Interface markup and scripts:
-- begin --

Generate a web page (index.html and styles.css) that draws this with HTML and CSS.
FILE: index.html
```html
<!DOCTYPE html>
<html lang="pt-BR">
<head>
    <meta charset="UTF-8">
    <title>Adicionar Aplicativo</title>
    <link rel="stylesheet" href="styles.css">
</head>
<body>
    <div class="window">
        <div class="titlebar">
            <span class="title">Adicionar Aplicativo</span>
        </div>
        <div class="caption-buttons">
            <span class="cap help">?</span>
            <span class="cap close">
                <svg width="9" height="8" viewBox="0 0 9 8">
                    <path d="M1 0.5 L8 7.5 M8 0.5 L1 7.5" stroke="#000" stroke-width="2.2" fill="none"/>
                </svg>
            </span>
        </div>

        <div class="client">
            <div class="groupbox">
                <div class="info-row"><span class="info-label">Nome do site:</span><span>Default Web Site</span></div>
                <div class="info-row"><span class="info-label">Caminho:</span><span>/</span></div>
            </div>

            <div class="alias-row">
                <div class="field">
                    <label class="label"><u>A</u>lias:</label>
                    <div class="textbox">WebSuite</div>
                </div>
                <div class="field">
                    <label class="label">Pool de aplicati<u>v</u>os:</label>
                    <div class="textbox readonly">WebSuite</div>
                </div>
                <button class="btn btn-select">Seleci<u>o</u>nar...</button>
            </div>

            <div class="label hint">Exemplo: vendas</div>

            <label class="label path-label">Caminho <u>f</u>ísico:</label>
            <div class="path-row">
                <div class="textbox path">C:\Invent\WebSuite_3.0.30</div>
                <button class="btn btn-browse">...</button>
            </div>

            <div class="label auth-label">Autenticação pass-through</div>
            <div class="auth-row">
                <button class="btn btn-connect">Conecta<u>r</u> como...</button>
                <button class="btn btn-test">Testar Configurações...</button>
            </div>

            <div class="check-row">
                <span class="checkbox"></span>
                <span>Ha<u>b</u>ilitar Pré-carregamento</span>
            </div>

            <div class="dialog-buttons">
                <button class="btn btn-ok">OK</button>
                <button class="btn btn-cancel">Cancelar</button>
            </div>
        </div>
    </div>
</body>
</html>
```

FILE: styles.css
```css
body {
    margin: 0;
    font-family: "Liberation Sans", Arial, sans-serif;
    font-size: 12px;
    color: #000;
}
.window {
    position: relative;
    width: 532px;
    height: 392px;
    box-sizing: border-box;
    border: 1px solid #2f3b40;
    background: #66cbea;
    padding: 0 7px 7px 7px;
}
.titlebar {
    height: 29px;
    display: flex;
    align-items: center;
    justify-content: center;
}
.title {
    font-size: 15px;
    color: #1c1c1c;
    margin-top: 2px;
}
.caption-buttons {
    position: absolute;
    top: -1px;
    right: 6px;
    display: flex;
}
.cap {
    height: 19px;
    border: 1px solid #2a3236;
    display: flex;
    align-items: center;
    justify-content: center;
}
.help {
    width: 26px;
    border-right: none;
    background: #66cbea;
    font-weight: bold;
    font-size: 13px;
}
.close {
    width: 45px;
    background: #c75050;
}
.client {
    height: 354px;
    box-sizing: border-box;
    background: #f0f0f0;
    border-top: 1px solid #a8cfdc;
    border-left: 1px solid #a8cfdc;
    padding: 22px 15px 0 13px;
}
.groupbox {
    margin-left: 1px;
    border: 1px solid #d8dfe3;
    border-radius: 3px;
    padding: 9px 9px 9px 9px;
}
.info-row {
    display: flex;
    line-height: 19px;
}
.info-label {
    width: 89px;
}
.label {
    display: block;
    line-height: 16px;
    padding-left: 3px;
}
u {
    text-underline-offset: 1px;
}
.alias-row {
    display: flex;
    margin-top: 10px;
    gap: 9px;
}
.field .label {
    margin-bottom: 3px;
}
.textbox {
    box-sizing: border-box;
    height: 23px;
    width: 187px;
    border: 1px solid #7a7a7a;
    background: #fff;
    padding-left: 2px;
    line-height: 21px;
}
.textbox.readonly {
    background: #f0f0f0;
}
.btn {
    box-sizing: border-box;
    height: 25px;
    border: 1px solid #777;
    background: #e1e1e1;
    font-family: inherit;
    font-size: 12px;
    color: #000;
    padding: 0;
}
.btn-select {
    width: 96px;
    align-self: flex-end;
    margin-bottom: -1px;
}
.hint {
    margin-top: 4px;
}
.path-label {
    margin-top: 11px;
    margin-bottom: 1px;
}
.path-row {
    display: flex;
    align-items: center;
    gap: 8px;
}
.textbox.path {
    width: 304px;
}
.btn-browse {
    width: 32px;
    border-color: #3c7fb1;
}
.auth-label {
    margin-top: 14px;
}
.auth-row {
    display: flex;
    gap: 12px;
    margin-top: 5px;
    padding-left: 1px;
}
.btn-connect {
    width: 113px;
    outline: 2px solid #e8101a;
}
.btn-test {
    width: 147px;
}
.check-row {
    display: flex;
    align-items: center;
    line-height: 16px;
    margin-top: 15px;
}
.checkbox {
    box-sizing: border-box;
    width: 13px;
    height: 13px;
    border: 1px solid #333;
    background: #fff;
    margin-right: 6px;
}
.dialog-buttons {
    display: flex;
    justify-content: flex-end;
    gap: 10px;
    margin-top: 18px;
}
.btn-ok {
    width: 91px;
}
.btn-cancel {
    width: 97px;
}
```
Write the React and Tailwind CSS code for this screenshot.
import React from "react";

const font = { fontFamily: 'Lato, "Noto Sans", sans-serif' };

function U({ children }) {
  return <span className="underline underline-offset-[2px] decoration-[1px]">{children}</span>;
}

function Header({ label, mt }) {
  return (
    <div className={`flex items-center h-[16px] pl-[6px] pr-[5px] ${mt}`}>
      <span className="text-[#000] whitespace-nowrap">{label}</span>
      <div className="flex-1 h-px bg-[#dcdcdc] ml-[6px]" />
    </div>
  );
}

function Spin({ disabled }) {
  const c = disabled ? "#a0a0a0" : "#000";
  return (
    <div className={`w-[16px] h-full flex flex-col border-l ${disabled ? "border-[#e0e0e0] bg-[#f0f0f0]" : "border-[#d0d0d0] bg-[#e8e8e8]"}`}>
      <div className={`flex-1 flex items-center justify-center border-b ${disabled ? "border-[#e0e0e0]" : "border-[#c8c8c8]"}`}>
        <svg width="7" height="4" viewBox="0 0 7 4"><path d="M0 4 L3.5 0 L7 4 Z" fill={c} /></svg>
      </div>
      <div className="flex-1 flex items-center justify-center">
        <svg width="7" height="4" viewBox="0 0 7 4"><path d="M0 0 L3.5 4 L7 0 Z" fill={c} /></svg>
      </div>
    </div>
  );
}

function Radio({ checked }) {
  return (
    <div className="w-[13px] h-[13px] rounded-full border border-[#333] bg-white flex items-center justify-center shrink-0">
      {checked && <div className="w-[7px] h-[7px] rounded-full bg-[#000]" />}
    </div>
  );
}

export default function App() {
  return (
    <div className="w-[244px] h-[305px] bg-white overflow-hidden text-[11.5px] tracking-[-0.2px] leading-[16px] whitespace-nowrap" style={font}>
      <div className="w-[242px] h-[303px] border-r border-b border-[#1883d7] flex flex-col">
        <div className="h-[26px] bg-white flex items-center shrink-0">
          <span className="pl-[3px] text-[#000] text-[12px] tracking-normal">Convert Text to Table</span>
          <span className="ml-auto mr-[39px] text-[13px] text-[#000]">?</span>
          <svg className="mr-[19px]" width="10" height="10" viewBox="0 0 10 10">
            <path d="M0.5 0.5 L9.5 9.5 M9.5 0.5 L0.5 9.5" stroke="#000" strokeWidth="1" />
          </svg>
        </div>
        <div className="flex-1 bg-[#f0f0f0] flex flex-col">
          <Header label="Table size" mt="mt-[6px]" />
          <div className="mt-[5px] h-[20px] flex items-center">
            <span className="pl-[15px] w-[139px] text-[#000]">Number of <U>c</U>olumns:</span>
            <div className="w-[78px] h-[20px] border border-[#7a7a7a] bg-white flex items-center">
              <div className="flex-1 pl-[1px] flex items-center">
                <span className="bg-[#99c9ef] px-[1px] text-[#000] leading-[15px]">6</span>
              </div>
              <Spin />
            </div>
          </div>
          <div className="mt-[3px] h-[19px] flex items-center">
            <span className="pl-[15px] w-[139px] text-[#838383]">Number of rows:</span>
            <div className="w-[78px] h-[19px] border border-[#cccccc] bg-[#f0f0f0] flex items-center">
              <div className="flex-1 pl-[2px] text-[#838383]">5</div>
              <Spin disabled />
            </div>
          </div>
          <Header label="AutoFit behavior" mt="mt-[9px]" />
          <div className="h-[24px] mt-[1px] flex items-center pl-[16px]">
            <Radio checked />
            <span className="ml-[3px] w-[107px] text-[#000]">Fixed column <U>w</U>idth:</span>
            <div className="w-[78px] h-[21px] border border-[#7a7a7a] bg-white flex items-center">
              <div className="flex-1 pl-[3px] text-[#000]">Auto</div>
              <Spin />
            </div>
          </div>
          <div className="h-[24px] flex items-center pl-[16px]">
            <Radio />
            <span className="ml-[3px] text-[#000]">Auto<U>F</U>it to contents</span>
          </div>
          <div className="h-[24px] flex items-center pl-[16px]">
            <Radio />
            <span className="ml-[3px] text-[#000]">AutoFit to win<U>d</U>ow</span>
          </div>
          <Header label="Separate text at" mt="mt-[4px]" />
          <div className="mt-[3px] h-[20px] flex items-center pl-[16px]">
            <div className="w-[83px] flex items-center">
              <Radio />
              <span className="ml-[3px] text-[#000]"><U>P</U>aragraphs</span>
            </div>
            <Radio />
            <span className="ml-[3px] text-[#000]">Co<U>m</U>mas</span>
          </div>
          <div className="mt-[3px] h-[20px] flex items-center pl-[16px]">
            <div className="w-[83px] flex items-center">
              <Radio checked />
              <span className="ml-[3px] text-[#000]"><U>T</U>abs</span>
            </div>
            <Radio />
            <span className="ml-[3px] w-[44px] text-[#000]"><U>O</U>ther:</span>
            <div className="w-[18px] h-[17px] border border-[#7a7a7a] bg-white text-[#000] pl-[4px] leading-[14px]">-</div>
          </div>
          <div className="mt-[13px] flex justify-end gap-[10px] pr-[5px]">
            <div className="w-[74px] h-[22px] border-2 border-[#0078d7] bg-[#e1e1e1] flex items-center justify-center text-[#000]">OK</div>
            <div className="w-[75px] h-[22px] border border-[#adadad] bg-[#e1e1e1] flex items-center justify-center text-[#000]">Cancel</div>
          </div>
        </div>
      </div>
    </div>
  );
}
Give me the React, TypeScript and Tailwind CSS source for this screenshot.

-- end --

- _Task to carry out_:
Scan the listing above for the word "screenshot" and show each line where it is found.

- _Solution for this problem_:
Write the React and Tailwind CSS code for this screenshot.
Give me the React, TypeScript and Tailwind CSS source for this screenshot.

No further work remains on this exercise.